REQUIREMENTS
The material below includes pictures; leave them out and return only the lines between the line containing "What React, TypeScript" and the line containing "const RED = 'border-[#e5394a]'", inclusive, word for word.

INPUT FOR THIS TASK
=======

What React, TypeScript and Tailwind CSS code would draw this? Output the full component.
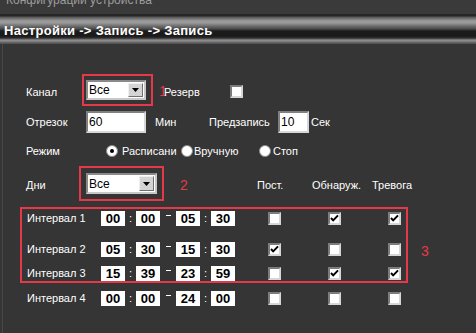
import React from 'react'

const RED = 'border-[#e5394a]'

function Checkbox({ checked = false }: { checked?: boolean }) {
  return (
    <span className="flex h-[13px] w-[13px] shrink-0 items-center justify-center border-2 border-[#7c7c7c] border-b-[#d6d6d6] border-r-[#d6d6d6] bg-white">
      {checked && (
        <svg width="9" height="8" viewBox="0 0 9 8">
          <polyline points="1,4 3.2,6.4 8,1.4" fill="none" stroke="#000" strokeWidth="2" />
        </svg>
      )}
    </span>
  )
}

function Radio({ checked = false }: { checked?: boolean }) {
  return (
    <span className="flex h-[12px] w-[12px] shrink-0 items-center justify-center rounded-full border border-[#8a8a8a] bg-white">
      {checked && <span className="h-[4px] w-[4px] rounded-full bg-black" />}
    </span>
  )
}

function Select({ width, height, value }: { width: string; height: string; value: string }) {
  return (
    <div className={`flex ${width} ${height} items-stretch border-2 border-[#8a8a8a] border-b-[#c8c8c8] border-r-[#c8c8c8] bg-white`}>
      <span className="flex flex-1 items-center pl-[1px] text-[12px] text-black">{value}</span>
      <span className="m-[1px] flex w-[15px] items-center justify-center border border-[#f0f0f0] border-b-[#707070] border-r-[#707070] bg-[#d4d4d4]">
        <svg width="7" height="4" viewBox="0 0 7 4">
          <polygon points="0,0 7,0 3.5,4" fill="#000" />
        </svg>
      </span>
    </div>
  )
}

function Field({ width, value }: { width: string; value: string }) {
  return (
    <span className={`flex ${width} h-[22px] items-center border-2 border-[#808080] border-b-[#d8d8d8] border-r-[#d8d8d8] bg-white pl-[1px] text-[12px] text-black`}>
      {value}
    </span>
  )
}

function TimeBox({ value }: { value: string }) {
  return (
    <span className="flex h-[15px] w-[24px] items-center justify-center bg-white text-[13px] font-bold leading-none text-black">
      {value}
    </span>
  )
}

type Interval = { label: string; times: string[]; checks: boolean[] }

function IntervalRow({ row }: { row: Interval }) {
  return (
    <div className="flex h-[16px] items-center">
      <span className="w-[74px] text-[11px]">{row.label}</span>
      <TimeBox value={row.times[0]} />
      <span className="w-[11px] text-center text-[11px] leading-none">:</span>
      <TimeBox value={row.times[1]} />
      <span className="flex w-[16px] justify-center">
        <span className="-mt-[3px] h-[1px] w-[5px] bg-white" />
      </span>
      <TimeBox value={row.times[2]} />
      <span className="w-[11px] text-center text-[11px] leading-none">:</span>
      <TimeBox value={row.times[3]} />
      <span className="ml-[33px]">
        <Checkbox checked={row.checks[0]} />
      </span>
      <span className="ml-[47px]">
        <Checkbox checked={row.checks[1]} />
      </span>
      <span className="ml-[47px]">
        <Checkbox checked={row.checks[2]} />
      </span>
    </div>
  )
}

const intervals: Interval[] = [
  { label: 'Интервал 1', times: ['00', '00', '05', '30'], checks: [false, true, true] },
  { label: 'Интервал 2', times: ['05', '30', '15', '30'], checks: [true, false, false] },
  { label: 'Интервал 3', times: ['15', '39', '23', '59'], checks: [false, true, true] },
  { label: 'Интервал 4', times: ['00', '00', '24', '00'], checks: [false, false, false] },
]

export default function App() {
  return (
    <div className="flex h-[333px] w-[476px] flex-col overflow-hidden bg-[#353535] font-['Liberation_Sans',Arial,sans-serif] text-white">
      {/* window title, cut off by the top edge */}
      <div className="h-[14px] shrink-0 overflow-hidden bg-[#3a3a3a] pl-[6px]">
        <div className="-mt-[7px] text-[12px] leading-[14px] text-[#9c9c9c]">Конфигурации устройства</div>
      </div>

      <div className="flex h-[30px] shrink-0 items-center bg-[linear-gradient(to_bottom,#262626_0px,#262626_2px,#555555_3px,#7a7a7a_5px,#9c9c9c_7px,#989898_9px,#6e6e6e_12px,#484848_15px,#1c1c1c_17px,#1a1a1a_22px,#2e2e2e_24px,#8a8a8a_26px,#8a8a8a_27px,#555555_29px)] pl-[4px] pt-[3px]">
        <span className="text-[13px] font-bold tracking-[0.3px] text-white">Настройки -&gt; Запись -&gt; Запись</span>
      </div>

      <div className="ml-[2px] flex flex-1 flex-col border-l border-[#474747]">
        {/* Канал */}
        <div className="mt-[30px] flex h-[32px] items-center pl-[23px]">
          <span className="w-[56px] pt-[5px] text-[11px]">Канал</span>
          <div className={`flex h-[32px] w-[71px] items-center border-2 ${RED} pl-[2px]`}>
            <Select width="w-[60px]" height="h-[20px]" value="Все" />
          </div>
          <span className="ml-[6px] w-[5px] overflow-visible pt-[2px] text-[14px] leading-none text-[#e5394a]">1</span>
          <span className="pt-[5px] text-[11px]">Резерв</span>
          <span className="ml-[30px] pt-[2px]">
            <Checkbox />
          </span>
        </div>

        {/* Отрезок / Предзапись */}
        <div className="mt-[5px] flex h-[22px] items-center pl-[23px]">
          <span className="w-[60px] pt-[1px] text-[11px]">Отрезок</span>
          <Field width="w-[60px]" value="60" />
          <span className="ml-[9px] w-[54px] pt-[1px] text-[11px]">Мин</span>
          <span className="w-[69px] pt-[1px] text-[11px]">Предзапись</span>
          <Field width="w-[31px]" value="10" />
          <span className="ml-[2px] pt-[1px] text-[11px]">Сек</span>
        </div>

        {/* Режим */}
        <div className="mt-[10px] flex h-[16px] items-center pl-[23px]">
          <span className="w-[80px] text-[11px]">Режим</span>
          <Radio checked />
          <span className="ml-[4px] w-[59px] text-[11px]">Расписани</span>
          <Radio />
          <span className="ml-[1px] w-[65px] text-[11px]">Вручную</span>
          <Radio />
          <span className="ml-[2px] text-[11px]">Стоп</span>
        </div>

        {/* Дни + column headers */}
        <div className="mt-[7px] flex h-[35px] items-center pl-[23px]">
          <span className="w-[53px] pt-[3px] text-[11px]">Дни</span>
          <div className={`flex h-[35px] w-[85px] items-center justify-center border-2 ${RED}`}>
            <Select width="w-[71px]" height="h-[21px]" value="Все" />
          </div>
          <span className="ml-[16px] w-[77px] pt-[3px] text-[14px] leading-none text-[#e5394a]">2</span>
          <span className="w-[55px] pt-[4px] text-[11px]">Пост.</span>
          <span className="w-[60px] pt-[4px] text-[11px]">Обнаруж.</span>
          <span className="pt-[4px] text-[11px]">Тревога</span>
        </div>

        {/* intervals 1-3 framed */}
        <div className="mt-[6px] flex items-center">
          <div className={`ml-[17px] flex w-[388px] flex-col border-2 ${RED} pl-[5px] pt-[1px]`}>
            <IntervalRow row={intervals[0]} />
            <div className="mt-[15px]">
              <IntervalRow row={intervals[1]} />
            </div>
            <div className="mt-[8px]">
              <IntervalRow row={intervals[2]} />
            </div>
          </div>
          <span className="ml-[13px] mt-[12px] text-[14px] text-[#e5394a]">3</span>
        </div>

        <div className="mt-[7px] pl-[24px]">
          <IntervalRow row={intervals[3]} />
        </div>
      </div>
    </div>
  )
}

=======

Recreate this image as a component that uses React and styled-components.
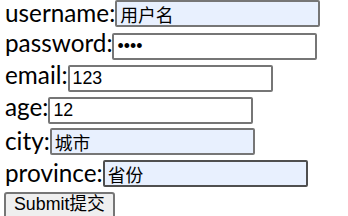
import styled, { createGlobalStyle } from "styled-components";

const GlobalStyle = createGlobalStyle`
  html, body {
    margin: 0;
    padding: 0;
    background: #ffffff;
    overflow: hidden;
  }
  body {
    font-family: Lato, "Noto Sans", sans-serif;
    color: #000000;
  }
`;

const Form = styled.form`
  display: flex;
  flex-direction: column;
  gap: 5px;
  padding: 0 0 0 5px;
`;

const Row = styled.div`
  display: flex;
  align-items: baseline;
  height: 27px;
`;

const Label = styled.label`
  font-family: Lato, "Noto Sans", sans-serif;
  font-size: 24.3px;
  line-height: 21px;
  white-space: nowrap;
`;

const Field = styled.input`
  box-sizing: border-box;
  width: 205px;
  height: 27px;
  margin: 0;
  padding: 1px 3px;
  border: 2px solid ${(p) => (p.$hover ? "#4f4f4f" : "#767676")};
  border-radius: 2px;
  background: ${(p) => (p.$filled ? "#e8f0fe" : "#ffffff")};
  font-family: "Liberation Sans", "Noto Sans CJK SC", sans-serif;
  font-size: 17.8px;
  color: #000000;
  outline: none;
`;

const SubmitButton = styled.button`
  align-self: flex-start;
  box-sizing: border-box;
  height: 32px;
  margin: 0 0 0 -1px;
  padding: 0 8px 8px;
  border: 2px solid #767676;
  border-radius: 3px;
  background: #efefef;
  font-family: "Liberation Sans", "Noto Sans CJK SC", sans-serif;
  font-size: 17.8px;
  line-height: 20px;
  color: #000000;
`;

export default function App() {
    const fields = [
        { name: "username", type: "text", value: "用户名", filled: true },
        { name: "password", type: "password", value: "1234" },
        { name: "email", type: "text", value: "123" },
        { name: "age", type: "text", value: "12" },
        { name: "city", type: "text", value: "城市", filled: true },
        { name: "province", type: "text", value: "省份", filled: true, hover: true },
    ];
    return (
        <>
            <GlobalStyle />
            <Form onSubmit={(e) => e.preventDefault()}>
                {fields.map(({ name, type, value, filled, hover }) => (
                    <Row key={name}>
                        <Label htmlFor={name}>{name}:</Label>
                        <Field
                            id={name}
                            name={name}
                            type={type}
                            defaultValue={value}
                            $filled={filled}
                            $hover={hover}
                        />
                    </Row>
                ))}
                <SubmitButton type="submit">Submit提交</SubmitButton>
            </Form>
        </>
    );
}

=======

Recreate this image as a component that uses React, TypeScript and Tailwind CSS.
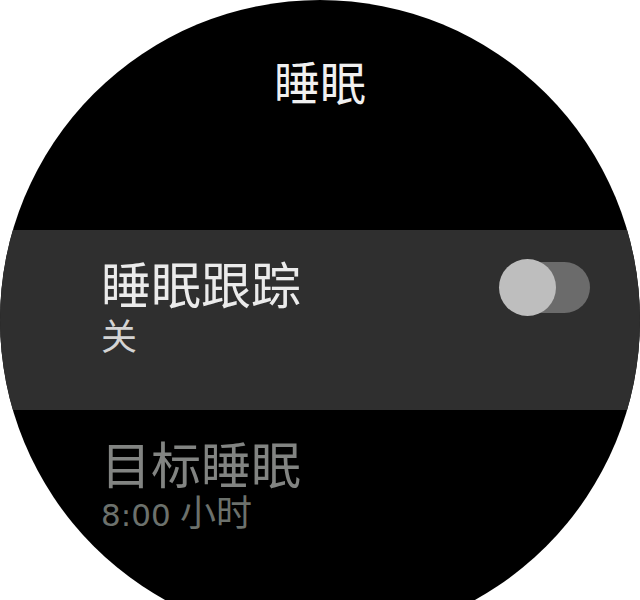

=======

OUTPUT BELOW
What React, TypeScript and Tailwind CSS code would draw this? Output the full component.
import React from 'react'

const RED = 'border-[#e5394a]'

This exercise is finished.